State religious school forum meet government officials to avert budgetary crisis

Heads of the education institutions say they would have no choice but to fire teachers in the coming days, ahead of the next academic year.

haredi in class in elad school student 370 (photo credit: Nir Elias/Reuters)
haredi in class in elad school student 370
(photo credit: Nir Elias/Reuters)
A forum of administrators from the state religious school system met with senior government officials to discuss the budgetary crisis facing them.
At the meeting on Monday night were Religious Services Minister Naftali Bennett and Construction and Housing Minister Uri Ariel, along with Deputy Education Minister Avraham Wortzman and chairman of the Knesset Finance Committee Nissim Slomiansky.

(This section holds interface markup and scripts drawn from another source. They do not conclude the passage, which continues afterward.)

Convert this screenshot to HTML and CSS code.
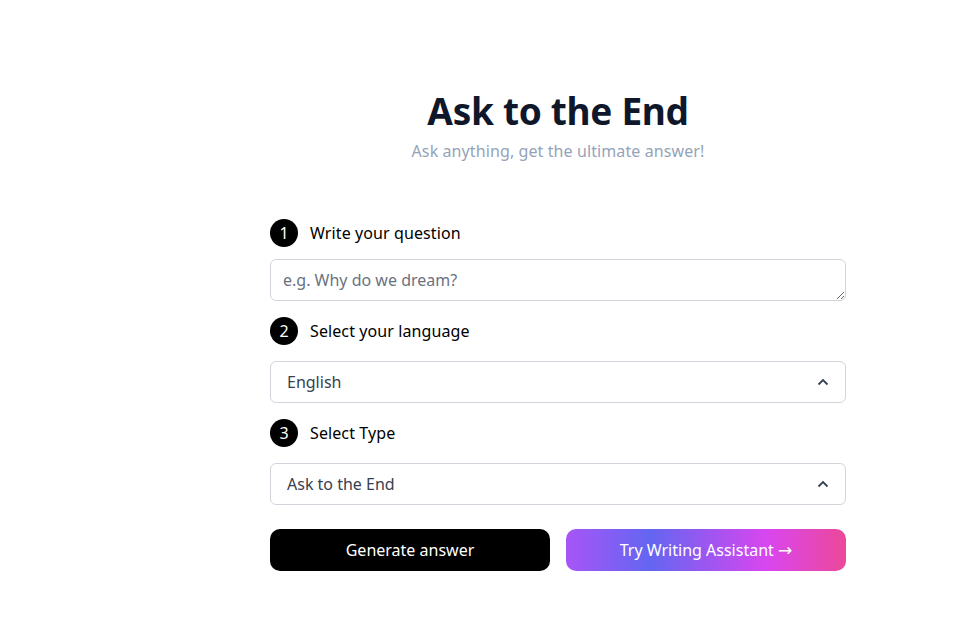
FILE: index.html
```html
<!DOCTYPE html>
<html lang="en">
<head>
    <meta charset="UTF-8">
    <meta name="viewport" content="width=device-width, initial-scale=1.0">
    <title>Ask to the End</title>
    <link rel="stylesheet" href="styles.css">
</head>
<body>
    <main class="page">
        <header class="hero">
            <h1>Ask to the End</h1>
            <p>Ask anything, get the ultimate answer!</p>
        </header>
        <form class="ask-form">
            <div class="step">
                <span class="step-num">1</span>
                <label for="question">Write your question</label>
            </div>
            <textarea id="question" rows="1" placeholder="e.g. Why do we dream?"></textarea>

            <div class="step">
                <span class="step-num">2</span>
                <label>Select your language</label>
            </div>
            <div class="select">
                <span>English</span>
                <svg width="12" height="8" viewBox="0 0 12 8"><path d="M1.5 6.5 L6 2 L10.5 6.5" fill="none" stroke="#374151" stroke-width="1.8"/></svg>
            </div>

            <div class="step">
                <span class="step-num">3</span>
                <label>Select Type</label>
            </div>
            <div class="select">
                <span>Ask to the End</span>
                <svg width="12" height="8" viewBox="0 0 12 8"><path d="M1.5 6.5 L6 2 L10.5 6.5" fill="none" stroke="#374151" stroke-width="1.8"/></svg>
            </div>

            <div class="buttons">
                <button type="button" class="btn-dark">Generate answer</button>
                <button type="button" class="btn-gradient">Try Writing Assistant <span class="arrow">&rarr;</span></button>
            </div>
        </form>
    </main>
</body>
</html>
```

FILE: styles.css
```css
body {
    margin: 0;
    font-family: "Noto Sans", "Open Sans", sans-serif;
    background: #fff;
    color: #000;
}
.page {
    width: 576px;
    margin-left: 270px;
    padding-top: 86px;
}
.hero {
    text-align: center;
    margin-bottom: 57px;
}
.hero h1 {
    margin: 0 0 4px;
    font-size: 37px;
    line-height: 50px;
    font-weight: 700;
    color: #0f172a;
    letter-spacing: -0.3px;
}
.hero p {
    margin: 0;
    font-size: 16px;
    line-height: 22px;
    color: #94a3b8;
    letter-spacing: 0.1px;
}
.ask-form {
    display: flex;
    flex-direction: column;
}
.step {
    display: flex;
    align-items: center;
    gap: 12px;
    height: 28px;
    margin-bottom: 16px;
}
.step-num {
    width: 28px;
    height: 28px;
    border-radius: 50%;
    background: #000;
    color: #fff;
    font-size: 16px;
    display: flex;
    align-items: center;
    justify-content: center;
}
.step label {
    font-size: 16px;
    letter-spacing: 0.1px;
}
textarea {
    box-sizing: border-box;
    height: 42px;
    padding: 9px 12px;
    border: 1px solid #d1d5db;
    border-radius: 6px;
    font: inherit;
    font-size: 16px;
    line-height: 22px;
    margin: -4px 0 16px;
    resize: vertical;
}
textarea::placeholder {
    color: #6b7280;
}
.select {
    box-sizing: border-box;
    height: 42px;
    padding: 0 16px;
    border: 1px solid #d1d5db;
    border-radius: 6px;
    display: flex;
    align-items: center;
    justify-content: space-between;
    font-size: 16px;
    color: #374151;
    margin-bottom: 16px;
}
.buttons {
    display: flex;
    gap: 16px;
    margin-top: 8px;
}
.buttons button {
    flex: 1;
    height: 42px;
    border: none;
    border-radius: 10px;
    color: #fff;
    font: inherit;
    font-size: 16px;
    cursor: pointer;
}
.btn-dark {
    background: #000;
}
.btn-gradient {
    background: linear-gradient(90deg, #a855f7 0%, #6366f1 30%, #d946ef 72%, #ec4899 100%);
}
.arrow {
    font-family: "DejaVu Sans", sans-serif;
    font-size: 17px;
}
```
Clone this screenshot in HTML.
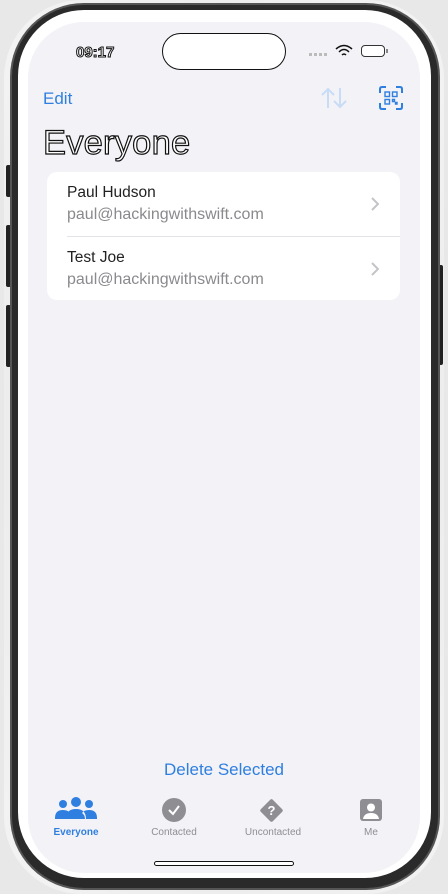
<!DOCTYPE html>
<html><head><meta charset="utf-8"><style>
*{margin:0;padding:0;box-sizing:border-box}
body{width:448px;height:894px;overflow:hidden;background:#e8e8e8;font-family:"Liberation Sans",sans-serif;position:relative}
.outer{position:absolute;left:4px;top:0;width:440px;height:894px;border-radius:78px;background:radial-gradient(#ddd,#f4f4f4)}
.bezel{position:absolute;left:12px;top:5px;width:426px;height:883px;border-radius:72px;background:#2a2a2a;box-shadow:0 0 0 2px #555}
.ring{position:absolute;left:18px;top:10px;width:413px;height:868px;border-radius:66px;background:#fff}
.screen{position:absolute;left:28px;top:22px;width:392px;height:851px;border-radius:56px;background:#f2f2f7;overflow:hidden}
.btn{position:absolute;background:#222;width:5px;border-radius:2px}
.abs{position:absolute}
.blue{color:#2f7fe0}
</style></head><body>
<div class="outer"></div>
<div class="btn" style="left:6px;top:165px;height:32px"></div>
<div class="btn" style="left:6px;top:225px;height:62px"></div>
<div class="btn" style="left:6px;top:305px;height:62px"></div>
<div class="btn" style="left:438px;top:265px;height:100px"></div>
<div class="bezel"></div>
<div class="ring"></div>
<div class="screen">
  <div class="abs" style="left:48px;top:22px;font-size:15px;color:#fff;-webkit-text-stroke:1px #111;font-weight:bold">09:17</div>
  <div class="abs" style="left:134px;top:11px;width:124px;height:37px;border-radius:19px;background:#fff;border:1px solid #111"></div>
  <div class="abs" style="left:281px;top:31px;width:20px;height:3px;background:repeating-linear-gradient(90deg,#bbb 0 3px,transparent 3px 5px)"></div>
  <svg class="abs" style="left:307px;top:22px" width="18" height="13" viewBox="0 0 18 13"><path d="M1 5Q9-2 17 5M4 8Q9 3 14 8M7 11Q9 9 11 11" stroke="#111" stroke-width="1.5" fill="none"/></svg>
  <div class="abs" style="left:333px;top:23px;width:24px;height:12px;border:1.3px solid #333;border-radius:4px;background:#fff"></div>
  <div class="abs" style="left:358px;top:27px;width:2px;height:4px;background:#888"></div>
  <div class="abs blue" style="left:15px;top:67px;font-size:17px">Edit</div>
  <svg class="abs" style="left:292px;top:64px" width="28" height="24" viewBox="0 0 28 24"><path d="M8 22V3M2 9l6-6 6 6M20 2v19M14 15l6 6 6-6" stroke="#c9dcf6" stroke-width="2" fill="none"/></svg>
  <svg class="abs" style="left:351px;top:64px" width="24" height="24" viewBox="0 0 24 24" fill="none" stroke="#2f7fe0" stroke-width="2"><path d="M1 7V3q0-2 2-2h4M17 1h4q2 0 2 2v4M23 17v4q0 2-2 2h-4M7 23H3q-2 0-2-2v-4"/><g stroke-width="1.4"><rect x="6" y="6" width="4.5" height="4.5"/><rect x="13.5" y="6" width="4.5" height="4.5"/><rect x="6" y="13.5" width="4.5" height="4.5"/><path d="M13.5 13.5h2v2h-2zM16.5 16.5h1.5v1.5h-1.5z"/></g></svg>
  <div class="abs" style="left:15px;top:102px;font-size:34.5px;color:#fff;-webkit-text-stroke:1.2px #111;letter-spacing:0.2px">Everyone</div>
  <div class="abs" style="left:19px;top:150px;width:353px;height:128px;border-radius:10px;background:#fff">
    <div class="abs" style="left:20px;top:12px;font-size:15.5px;color:#222">Paul Hudson</div>
    <div class="abs" style="left:20px;top:34px;font-size:16px;color:#8a8a8e">paul@hackingwithswift.com</div>
    <div class="abs" style="left:20px;top:64px;right:0;height:1px;background:#e4e4e8"></div>
    <div class="abs" style="left:20px;top:77px;font-size:15.5px;color:#222">Test Joe</div>
    <div class="abs" style="left:20px;top:99px;font-size:16px;color:#8a8a8e">paul@hackingwithswift.com</div>
    <svg class="abs" style="left:324px;top:25px" width="8" height="14" viewBox="0 0 8 14"><path d="M1 1l6 6-6 6" stroke="#c4c4c7" stroke-width="2" fill="none"/></svg>
    <svg class="abs" style="left:324px;top:90px" width="8" height="14" viewBox="0 0 8 14"><path d="M1 1l6 6-6 6" stroke="#c4c4c7" stroke-width="2" fill="none"/></svg>
  </div>
  <div class="abs blue" style="left:0;width:392px;text-align:center;top:738px;font-size:17px">Delete Selected</div>
  <svg class="abs" style="left:26px;top:775px" width="44" height="24" viewBox="0 0 44 24" fill="#2f7fe0"><circle cx="9" cy="7" r="4"/><circle cx="22" cy="5" r="5"/><circle cx="35" cy="7" r="4"/><path d="M1 21q0-8 8-8 5 0 7 3-3 2-3 6H1zM12 22q0-10 10-10t10 10zM43 21q0-8-8-8-5 0-7 3 3 2 3 6h12z"/></svg>
  <div class="abs" style="left:10px;width:76px;text-align:center;top:805px;font-size:10px;color:#2f7fe0;font-weight:bold">Everyone</div>
  <svg class="abs" style="left:134px;top:776px" width="24" height="24" viewBox="0 0 24 24"><circle cx="12" cy="12" r="12" fill="#8e8e93"/><path d="M7 12l4 4 6-8" stroke="#fff" stroke-width="2" fill="none"/></svg>
  <div class="abs" style="left:106px;width:80px;text-align:center;top:805px;font-size:10px;color:#8e8e93">Contacted</div>
  <svg class="abs" style="left:230px;top:775px" width="27" height="27" viewBox="0 0 27 27"><rect x="5" y="5" width="17" height="17" rx="2" transform="rotate(45 13.5 13.5)" fill="#8e8e93"/><text x="13.5" y="18" text-anchor="middle" font-size="13" font-weight="bold" fill="#fff" font-family="Liberation Sans">?</text></svg>
  <div class="abs" style="left:200px;width:90px;text-align:center;top:805px;font-size:10px;color:#8e8e93">Uncontacted</div>
  <svg class="abs" style="left:332px;top:777px" width="22" height="22" viewBox="0 0 22 22"><rect width="22" height="22" rx="3" fill="#8e8e93"/><circle cx="11" cy="8.5" r="4" fill="#fff"/><path d="M3 20q1-6 8-6t8 6z" fill="#fff"/></svg>
  <div class="abs" style="left:323px;width:40px;text-align:center;top:805px;font-size:10px;color:#8e8e93">Me</div>
  <div class="abs" style="left:126px;top:839px;width:140px;height:5px;border-radius:3px;background:#fff;border:1px solid #111"></div>
</div>
</body></html>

Funding problems developed due to an initiative of the Bayit Yehudi party and the deputy education minister, which was instigated at the beginning of this academic year. Parents of children in the state school system, which includes the state religious schools, would pay 10 percent less in fees to schools, and the government would transfer funds to make up the difference. However, the government has yet to transfer all the promised funds to the schools.
During the meeting, the heads of the education institutions made it clear that given the current financial situation they would have no choice but to soon give teachers notices that they would not have jobs in the academic year that begins on September 1.
Last week, hundreds of principals gathered in Yad Binyamin for an emergency meeting and threatened to go on strike along with their pupils, if the funds were not transferred by the May 8 deadline.
The two sides had previously agreed that the government would transfer the promised money by early May to the schools with respect to the current academic year.
The parties agreed that during the next two weeks additional efforts would be made to avert the budgetary crisis for next school year.
Wortzman said he would coordinate with Education Minister Shai Piron and that the ministry would shortly release an official document promising the designated funds in full for the 2014- 2015 academic year. This document would provide a guarantee and would eliminate the need to fire teachers.
The forum thanked the education minister for the promise of the money, to be taken from elsewhere in the ministry’s budget.
Bennett said during the meeting that as chairman of Bayit Yehudi he sees the study of Torah and religious education as a supreme value, which stands at the head of his party’s agenda.
The minister announced that he will work with “determination and decisiveness” to bring a fundamental and permanent solution to the budgetary crisis, and that if necessary the issue will be taken to the cabinet and to the Knesset.
Bennett charged the deputy education minister with coordinating with the school heads in handling the matter in both the short and long term and report back with the results.
As part of a resolution to the financial crisis, Wortzman will liaise with the education minister, the state religious schools board, the council of the state religious schools and board of rabbis, and heads of the institutions to ensure that the status and scope of Torah study will not be harmed, but rather “upgraded and promoted.”
The heads of the state religious institutions warned that if the funds are not be transferred within two weeks, schools will be forced to proceed with firing teachers; and on May 19, the day after Lag Ba’omer, all state religious institutions throughout the country will go on strike.